Step 4: Checking if each crate validates for the required criteria

This step is a fairly trivial combination of the results from Step 2 (computing requirements) and Step 3 (resolving validated criteria) - for each package, we check if the validated criteria is a superset of the requirements, and if it is then we're successful, otherwise we're not.

We'll record which criteria failed so we can suggest better audits in the errored case, and combine the caveats from successful runs in the success case to get a combined result for each crate, rather than for each individual criteria.

Step 5: Suggesting Audits (Death By A Thousand Diffs)

This step takes the failed packages from Step 4 and recommends audits that will fix them. In Step 3b we compute the Root Reachable Nodes and the Target Reachable Nodes for a disconnected package. In this phase we use those as candidates and try to find the best possible diff audit.

More specifically, we use the intersection of all the Root Reachable Nodes for every criteria this package failed (ditto for Target Reachable). By using the intersection, any diff we recommend from one set to the other is guaranteed to cover all required criteria, allowing us to suggest a single diff to fix everything. Since the Root and Target are always in their respective sets, we are guaranteed that the intersections are non-empty.

So how do we pick the best diff? Well, we straight up download every version of the package that we have audits for and diff-stat all the combinations. Smallest diff wins! Does that sound horrible and slow? It is! That's why we have a secret global diff-stat cache on your system.
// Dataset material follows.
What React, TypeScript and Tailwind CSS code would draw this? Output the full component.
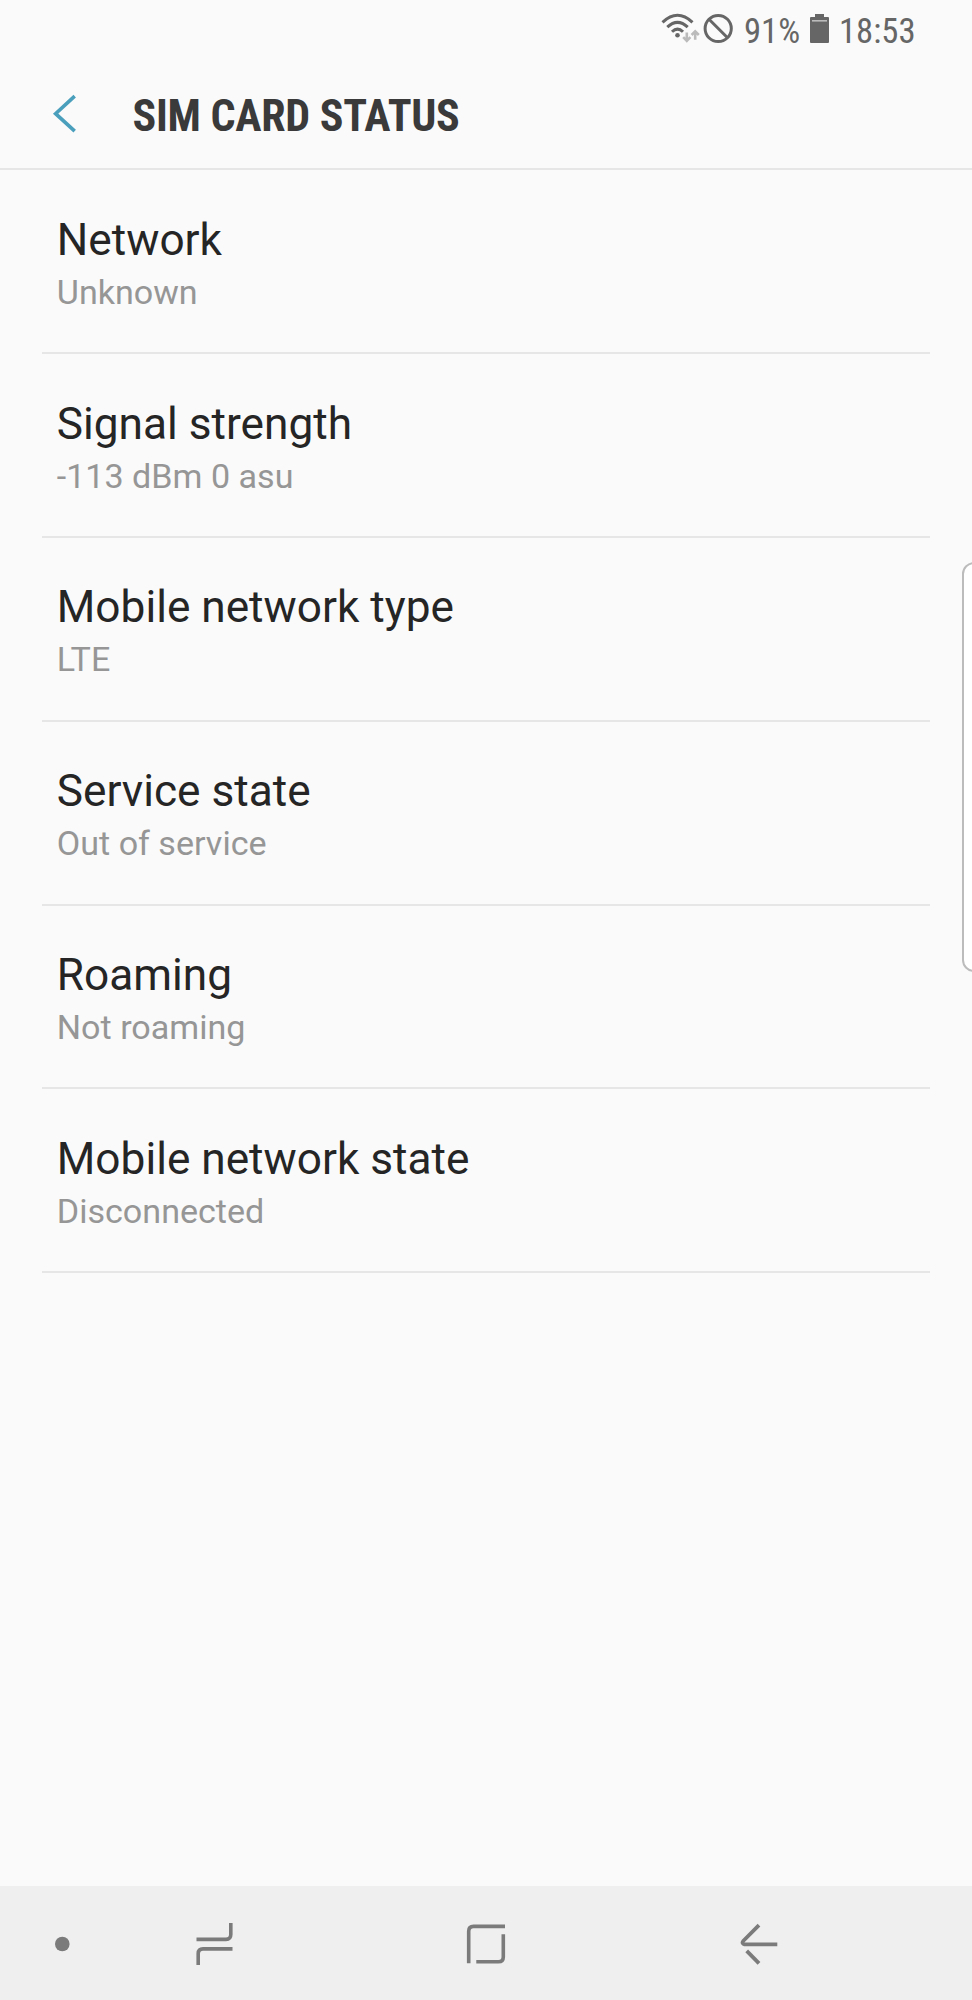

Also we don't literally diff every combination. We turn the O(n2) diffs into only O(n) diffs with a simple heuristic: for each Target Reachable Node, we find the package closest version smaller than that version and the closest version bigger than that version. We then diff that version against only those two versions. This may potentially miss some magical diff where a big change is made and then reverted, but this diffing stuff needs some amount of taming!

It's worth noting that Versions don't form a proper metric space: We cannot compute the "distance" between two Versions in the abstract, and then compare that to the "distance" between two other versions. Versions do however have a total ordering, so we can compute minimum and maximum versions, and say whether a version is bigger or smaller than another. As a result it's possible to compute "the largest version that's smaller than X" and "the smallest version that's larger than X", which is what we use. There is however no way to say whether the smaller-maximum or the bigger-minimum is closer to X, so we must try both.

It's also worth reiterating here that diffs can go backwards. If you're on 1.0.0 and have an audit for 1.0.1, we will happily recommend the reverse-diff from 1.0.1 -> 1.0.0. This is slightly brain melty at first but nothing really needs to specially handle this, it Just Works.

Any diff we recommend from the Root Version is "resugared" into recommending a full audit, (and is also computed by diffing against an empty directory). It is impossible to recommend a diff to the Root Version, because there cannot be audits of the Root Version.